What is the expected number of distinct drink types a group of $k$ people will order if there are $n$ choices?

Question

Assuming each of the $n$ choices is equally likely and everybody orders one. I tried answering the question - what's the probability that it's exactly equal to some $i \in [1,n]$ and I get this expression:

$$Prob(X=i) = \frac{{n \choose i} i^k}{n^k}$$

because the total number of choices if we list them out for $k$ people are $n^k$ ($n$ choices for each) and if there's going to be $i$ distinct drinks served then we have to pick which $i$ (so ${n \choose i}$) and then each of the $k$ people must choose freely from the $i$ options.

I thus get this explicit expression for the expected value:

$$E(X) = \sum_{i=1}^n i P(X=i) = \sum_{i=1}^n i \frac{{n \choose i} i^k}{n^k} = \sum_{i=1}^n i {n \choose i} \left(\frac{i}{n}\right)^k$$

I don't see how I can simplify that summation further, though - so maybe i'm not on the right track here?

One alternative way to think about it is as a state diagram where we have a step $i$ for each of the $n$ choices, and it represents "unique drinks so far". Then as each person orders a drink we can either transition to the right (one more distinct drink) or remain in the same state (but never transition left). With this representation, if I let $n$ be $4$, for example, and we start in state $1$ (first row, first drink ordered is always unique) and as people place their orders the transition probabilities are:

$$M = \left( \begin{array}{cccc} 1/4 & 3/4 & 0 & 0\\ 0 & 1/2 & 1/2 & 0\\ 0 & 0 & 3/4 & 1/4\\ 0 & 0 & 0 & 1\end{array} \right)$$

then if we want to know the probabilities after $k-1$ iterations (for a total of $k$ people) we just need to look at $M^{k-1}$ and our expected value should be the inner product of the top-most row with the vector $(1,2,3,4)^t$. I'm not sure how to generalize this either to any $n$ but it feels doable just from the structure in the matrix (and the values look reasonable when I try it in R)

Are both of these approaches correct? If so, which one and how would get to the bottom of this? I also get different numerical answers for $n=4$ and $k=4$ using both approaches. The transition matrix approach gives me $2.73$ while the explicit summation yields $2.66$

Answer 1

A quick answer can be found using the method of indicator random variables. Let the drink types be labelled from $1$ to $n$. For each $i$ from $1$ to $n$, let random variable $X_i$ be equal to $1$ if at least one person has a drink of Type $i$, and let $X_i=0$ otherwise.

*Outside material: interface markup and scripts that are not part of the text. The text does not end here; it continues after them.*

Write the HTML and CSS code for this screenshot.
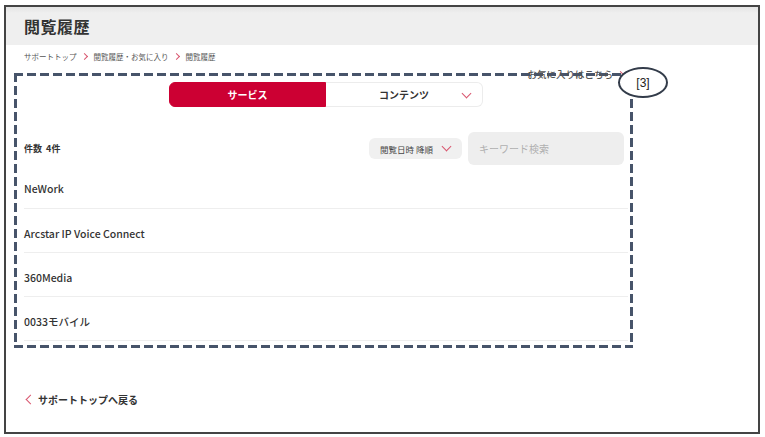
FILE: index.html
```html
<!DOCTYPE html>
<html lang="ja">
<head>
  <meta charset="UTF-8">
  <meta name="viewport" content="width=device-width, initial-scale=1.0">
  <title>閲覧履歴</title>
  <link rel="stylesheet" href="styles.css">
</head>
<body>
  <div class="frame">
    <header class="page-header">
      <h1>閲覧履歴</h1>
    </header>

    <nav class="breadcrumb">
      <a href="#">サポートトップ</a>
      <span class="sep"></span>
      <a href="#">閲覧履歴・お気に入り</a>
      <span class="sep"></span>
      <span>閲覧履歴</span>
    </nav>

    <section class="history">
      <a class="fav-link" href="#">お気に入りはこちら<span class="sep"></span></a>
      <span class="marker">[3]</span>

      <div class="tabs">
        <button class="tab active" type="button">サービス</button>
        <button class="tab" type="button">コンテンツ<span class="caret"></span></button>
      </div>

      <div class="toolbar">
        <div class="count">件数&nbsp; 4件</div>
        <div class="sort">閲覧日時 降順<span class="caret"></span></div>
        <input class="search" type="text" placeholder="キーワード検索">
      </div>

      <ul class="list">
        <li>NeWork</li>
        <li>Arcstar IP Voice Connect</li>
        <li>360Media</li>
        <li>0033モバイル</li>
      </ul>
    </section>

    <a class="back" href="#"><span class="back-arrow"></span>サポートトップへ戻る</a>
  </div>
</body>
</html>
```

FILE: styles.css
```css
body {
  margin: 0;
  padding: 5px 0 0 4px;
  font-family: "Noto Sans CJK JP", "Noto Sans", sans-serif;
  color: #333;
  background: #fff;
}

a {
  color: inherit;
  text-decoration: none;
}

.frame {
  box-sizing: border-box;
  width: 756px;
  height: 429px;
  border: 2px solid #444;
  background: #fff;
}

.page-header {
  height: 38px;
  background: linear-gradient(#e4e4e4, #efefef 6px);
  display: flex;
  align-items: center;
  padding-left: 18px;
}

.page-header h1 {
  margin: 0;
  font-size: 16px;
  font-weight: 700;
  color: #333;
  letter-spacing: 0.5px;
}

.breadcrumb {
  display: flex;
  align-items: center;
  gap: 4px;
  padding: 4px 0 0 18px;
  height: 14px;
  font-size: 7.5px;
  color: #555;
}

.sep {
  display: inline-block;
  width: 4px;
  height: 4px;
  border-top: 1px solid #d9566f;
  border-right: 1px solid #d9566f;
  transform: rotate(45deg);
  margin: 0 3px 0 1px;
}

/* dashed outline drawn with gradients so the dashes are long like the mockup */
.history {
  position: relative;
  box-sizing: border-box;
  width: 619px;
  height: 275px;
  margin: 10px 0 0 8px;
  padding: 9px 5px 0 10px;
  background:
    repeating-linear-gradient(90deg, #47546a 0 9px, transparent 9px 13px) top left / 100% 3px no-repeat,
    repeating-linear-gradient(90deg, #47546a 0 9px, transparent 9px 13px) bottom left / 100% 3px no-repeat,
    repeating-linear-gradient(180deg, #47546a 0 9px, transparent 9px 13px) top left / 3px 100% no-repeat,
    repeating-linear-gradient(180deg, #47546a 0 9px, transparent 9px 13px) top right / 3px 100% no-repeat;
}

.fav-link {
  position: absolute;
  top: -6px;
  right: 7px;
  font-size: 9.5px;
  font-weight: 500;
  color: #555;
  display: flex;
  align-items: center;
}

.fav-link .sep {
  margin-left: 5px;
}

.marker {
  position: absolute;
  top: -6px;
  right: -35px;
  box-sizing: border-box;
  width: 50px;
  height: 31px;
  border: 2px solid #333c4a;
  border-radius: 50%;
  background: #fff;
  display: flex;
  align-items: center;
  justify-content: center;
  font-family: "Liberation Sans", sans-serif;
  font-size: 12px;
  color: #222;
}

.tabs {
  display: flex;
  justify-content: center;
}

.tab {
  box-sizing: border-box;
  width: 157px;
  height: 25px;
  border: 1px solid #ececec;
  background: #fff;
  font-family: inherit;
  font-size: 10px;
  font-weight: 700;
  color: #333;
  position: relative;
  padding: 0;
}

.tab.active {
  background: #cc0033;
  border-color: #cc0033;
  color: #fff;
  border-radius: 6px 0 0 6px;
}

.tab:last-child {
  border-left: none;
  border-radius: 0 6px 6px 0;
}

.caret {
  display: inline-block;
  width: 6px;
  height: 6px;
  border-right: 1px solid #d9566f;
  border-bottom: 1px solid #d9566f;
  transform: rotate(45deg);
}

.tab .caret {
  position: absolute;
  right: 12px;
  top: 7px;
}

.toolbar {
  display: flex;
  align-items: center;
  margin-top: 25px;
  height: 33px;
}

.count {
  flex: 1;
  font-size: 9px;
  font-weight: 700;
  color: #333;
}

.sort {
  box-sizing: border-box;
  height: 21px;
  width: 93px;
  border-radius: 6px;
  background: #f0f0f0;
  font-size: 8.5px;
  color: #444;
  display: flex;
  align-items: center;
  padding-left: 11px;
  gap: 10px;
}

.sort .caret {
  margin-top: -4px;
}

.search {
  box-sizing: border-box;
  width: 156px;
  height: 33px;
  margin: 0 4px 0 6px;
  border: none;
  border-radius: 6px;
  background: #eeeeee;
  padding: 0 11px;
  font-family: inherit;
  font-size: 10px;
}

.search::placeholder {
  color: #b0b0b0;
}

.list {
  list-style: none;
  margin: 0;
  padding: 0;
}

.list li {
  box-sizing: border-box;
  height: 44px;
  padding-top: 17px;
  line-height: 16px;
  border-bottom: 1px solid #eeeeee;
  font-size: 10.5px;
  font-weight: 500;
  color: #333;
}

.list li:first-child {
  padding-top: 16px;
}

.back {
  display: flex;
  align-items: center;
  margin: 44px 0 0 18px;
  font-size: 10px;
  font-weight: 700;
  color: #333;
}

.back-arrow {
  display: inline-block;
  width: 6px;
  height: 6px;
  border-left: 1px solid #d9566f;
  border-bottom: 1px solid #d9566f;
  transform: rotate(45deg);
  margin: 0 4px 0 3px;
}
```
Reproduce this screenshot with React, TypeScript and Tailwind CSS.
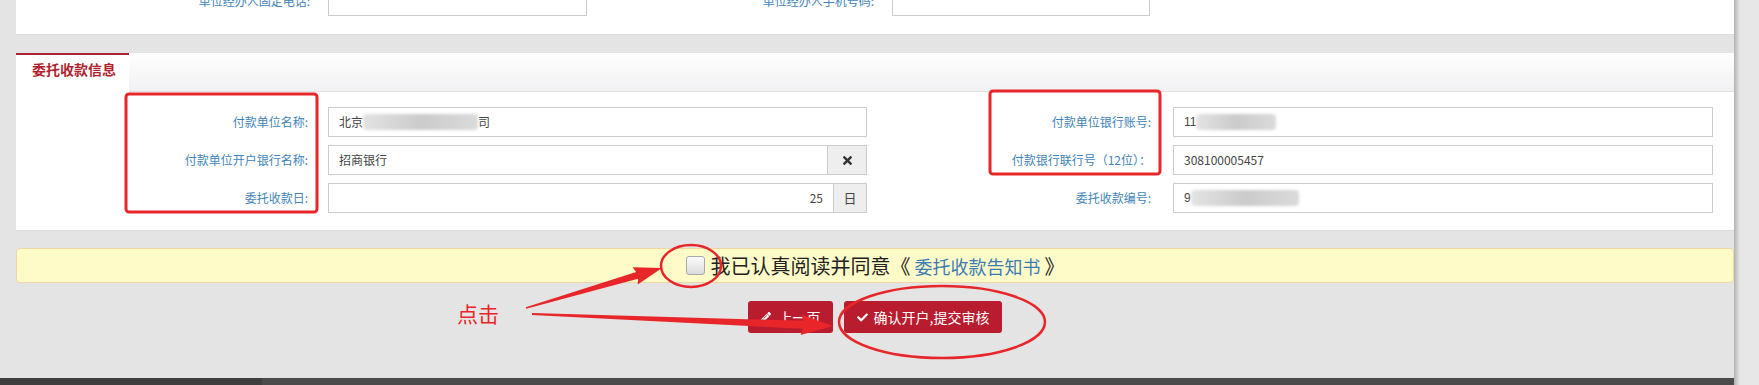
import { FaCheck, FaPencilAlt, FaTimes } from "react-icons/fa";

const labelCls =
  "shrink-0 text-right text-[12px] leading-[16px] text-[#3f84b8] font-['Noto_Sans_CJK_SC',sans-serif]";
const inputCls =
  "flex h-[30px] shrink-0 items-center border border-[#cccccc] bg-white px-[10px] text-[12px] text-[#444] font-['Noto_Sans_CJK_SC',sans-serif]";

function Blur({ w }: { w: number }) {
  // blurred (masked) value, width is per field
  return (
    <span
      className="inline-block h-[16px] rounded-[4px] bg-linear-to-r from-[#e3e3e3] via-[#cbcbcb] to-[#dadada] blur-[1.5px]"
      style={{ width: w }}
    />
  );
}

export default function App() {
  return (
    <div className="relative flex h-[385px] w-full overflow-hidden bg-[#e4e4e4] font-['Liberation_Sans','Noto_Sans_CJK_SC',sans-serif]">
      <div className="flex h-full w-[1734px] shrink-0 flex-col">
        {/* previous panel, scrolled mostly out of view */}
        <div className="ml-[16px] h-[35px] shrink-0 overflow-hidden border-b border-[#dcdcdc] bg-white">
          <div className="-mt-[14px] flex items-center">
            <div className={labelCls + " w-[294px]"}>单位经办人固定电话:</div>
            <div className={inputCls + " ml-[18px] w-[259px]"} />
            <div className={labelCls + " w-[287px]"}>单位经办人手机号码:</div>
            <div className={inputCls + " ml-[18px] w-[258px]"} />
          </div>
        </div>

        {/* 委托收款信息 */}
        <div className="ml-[16px] mt-[18px] h-[178px] shrink-0 border-b border-[#dadada] bg-white">
          <div className="flex h-[39px]">
            <div className="w-[113px] border-t-2 border-[#a82230] bg-white pl-[16px] pt-[4px] text-[14px] font-bold leading-[20px] text-[#b01f2d] font-['Noto_Sans_CJK_SC',sans-serif]">
              委托收款信息
            </div>
            <div className="flex-1 border-b border-[#e1e1e1] bg-linear-to-b from-white to-[#f1f1f3]" />
          </div>

          <div className="flex flex-col gap-[8px] pt-[15px]">
            <div className="flex items-center">
              <div className={labelCls + " w-[292px]"}>付款单位名称:</div>
              <div className={inputCls + " ml-[20px] w-[539px] gap-0"}>
                <span>北京</span>
                <Blur w={115} />
                <span>司</span>
              </div>
              <div className={labelCls + " w-[284px]"}>付款单位银行账号:</div>
              <div className={inputCls + " ml-[22px] w-[540px]"}>
                <span className="font-['Liberation_Sans',sans-serif]">11</span>
                <Blur w={80} />
              </div>
            </div>

            <div className="flex items-center">
              <div className={labelCls + " w-[292px]"}>付款单位开户银行名称:</div>
              <div className="ml-[20px] flex h-[30px] w-[539px] shrink-0">
                <div className={inputCls + " flex-1"}>招商银行</div>
                <div className="flex w-[39px] items-center justify-center border border-l-0 border-[#cccccc] bg-[#eeeeee] text-[#333]">
                  <FaTimes size={13} />
                </div>
              </div>
              <div className={labelCls + " w-[284px]"}>付款银行联行号（12位）：</div>
              <div className={inputCls + " ml-[22px] w-[540px] font-['Liberation_Sans',sans-serif]"}>
                308100005457
              </div>
            </div>

            <div className="flex items-center">
              <div className={labelCls + " w-[292px]"}>委托收款日:</div>
              <div className="ml-[20px] flex h-[30px] w-[539px] shrink-0">
                <div className={inputCls + " flex-1 justify-end font-['Liberation_Sans',sans-serif]"}>25</div>
                <div className="flex w-[33px] items-center justify-center border border-l-0 border-[#cccccc] bg-[#eeeeee] text-[13px] text-[#444] font-['Noto_Sans_CJK_SC',sans-serif]">
                  日
                </div>
              </div>
              <div className={labelCls + " w-[284px]"}>委托收款编号:</div>
              <div className={inputCls + " ml-[22px] w-[540px] bg-[#ebebeb]"}>
                <span className="font-['Liberation_Sans',sans-serif]">9</span>
                <Blur w={108} />
              </div>
            </div>
          </div>
        </div>

        {/* agreement */}
        <div className="ml-[16px] mt-[17px] flex h-[35px] shrink-0 items-center justify-center rounded-[4px] border border-[#efd7a4] bg-[#fffbc8]">
          <div className="flex items-center">
            <span className="mr-[6px] h-[19px] w-[19px] rounded-[3px] border border-[#a8a8a8] bg-linear-to-b from-[#fbfbfb] to-[#dcdcdc]" />
            <span className="text-[20px] leading-[24px] text-[#222] font-['Noto_Sans_CJK_SC',sans-serif]">
              我已认真阅读并同意《
            </span>
            <span className="ml-[4px] text-[18px] leading-[24px] text-[#3c7cb6] font-['Noto_Sans_CJK_SC',sans-serif]">
              委托收款告知书
            </span>
            <span className="ml-[4px] text-[20px] leading-[24px] text-[#222] font-['Noto_Sans_CJK_SC',sans-serif]">
              》
            </span>
          </div>
        </div>

        {/* buttons */}
        <div className="ml-[16px] mt-[18px] flex shrink-0 justify-center gap-[11px]">
          <button className="flex h-[32px] w-[85px] items-center justify-center gap-[8px] rounded-[3px] bg-[#b81c2e] text-[14px] text-white font-['Noto_Sans_CJK_SC',sans-serif]">
            <FaPencilAlt size={10} />
            上一页
          </button>
          <button className="flex h-[32px] w-[158px] items-center justify-center gap-[6px] rounded-[3px] bg-[#b81c2e] text-[14px] text-white font-['Noto_Sans_CJK_SC',sans-serif]">
            <FaCheck size={11} />
            确认开户,提交审核
          </button>
        </div>

        <div className="mt-auto flex h-[7px] shrink-0">
          <div className="w-[262px] bg-[#3f3f3f]" />
          <div className="flex-1 bg-[#4b4b4b]" />
        </div>
      </div>

      {/* scrollbar */}
      <div className="flex flex-1">
        <div className="w-[6px] bg-linear-to-r from-[#b3b3b3] to-[#e6e6e6]" />
        <div className="flex-1 bg-[#e7e7e7]" />
      </div>

      {/* annotations drawn over the screenshot */}
      <svg
        className="pointer-events-none absolute left-0 top-0"
        width="1759"
        height="385"
        viewBox="0 0 1759 385"
      >
        <rect x="126" y="94" width="191" height="118" rx="3" fill="none" stroke="#e8262a" strokeWidth="3" />
        <rect x="990" y="91" width="170" height="83" rx="3" fill="none" stroke="#e8262a" strokeWidth="3" />
        <ellipse cx="691" cy="266" rx="30" ry="21" fill="none" stroke="#e8262a" strokeWidth="2.5" />
        <ellipse cx="942" cy="322" rx="103" ry="36" fill="none" stroke="#e8262a" strokeWidth="2.5" />
        <polygon
          fill="#e8262a"
          points="526.2,308.8 638.1,278.7 637.7,284.5 662,268 632.6,267.2 636.1,271.9 525.8,307.2"
        />
        <polygon
          fill="#e8262a"
          points="532,315 802.8,328.8 800.6,334.9 833,326 801.4,314.7 803.2,320.8 532,313"
        />
      </svg>
      <span className="pointer-events-none absolute left-[457px] top-[302px] text-[21px] leading-[22px] text-[#e8262a] font-['Noto_Sans_CJK_SC',sans-serif]">
        点击
      </span>
    </div>
  );
}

Then the number $Y$ of different types drunk is given by $Y=X_1+\cdots+X_n$. Thus $$E(Y)=E(X_1)+E(X_2)+\cdots+E(X_n).$$ Note that $\Pr(X_i=0)=\left(1-\frac{1}{n}\right)^k$. It follows that $$E(X_i)=\Pr(X_i=1)=1-\left(1-\frac{1}{n}\right)^k.$$ Multiply by $n$ to find $E(Y)$.

Answer 2

Assume $|A|=k$ and $|B|=n$. We want to compute the average size of $f(A)$, with $f$ ranging over all the functions from $A$ to $B$. For any $j\in\{1,\ldots,k\}$, there are (look at Stirling numbers of the second kind) $$ {k\brace j}\cdot j!\cdot\binom{n}{j}={k \brace j}(n)_j\tag{1} $$ functions such that $|f(A)|=j$. Our expected value is so: $$ \frac{1}{n^k}\sum_{j=1}^{k}{k\brace j}(n)_j\cdot j \tag{2}$$ but: $$ j{k\brace j} = {k+1\brace j}-{k\brace j-1}\tag{3}$$ hence our expected value is: $$\frac{1}{n^k}\left(\sum_{j=1}^{k}{k+1\brace j}(n)_j-n\cdot\sum_{j=0}^{k-1}{k\brace j}(n-1)_{j}\right)\tag{4}$$ that is: $$ \frac{1}{n^k}\left(n^{k+1}-(n)_{k+1}-n\cdot\left((n-1)^k-(n-1)_k\right)\right)=\color{red}{n\cdot\left(1-\left(1-\frac{1}{n}\right)^k\right)}.\tag{5}$$

That is much easier to find through a double-counting argument, but I will let you mumble about it - ok, André Nicolas has just written it.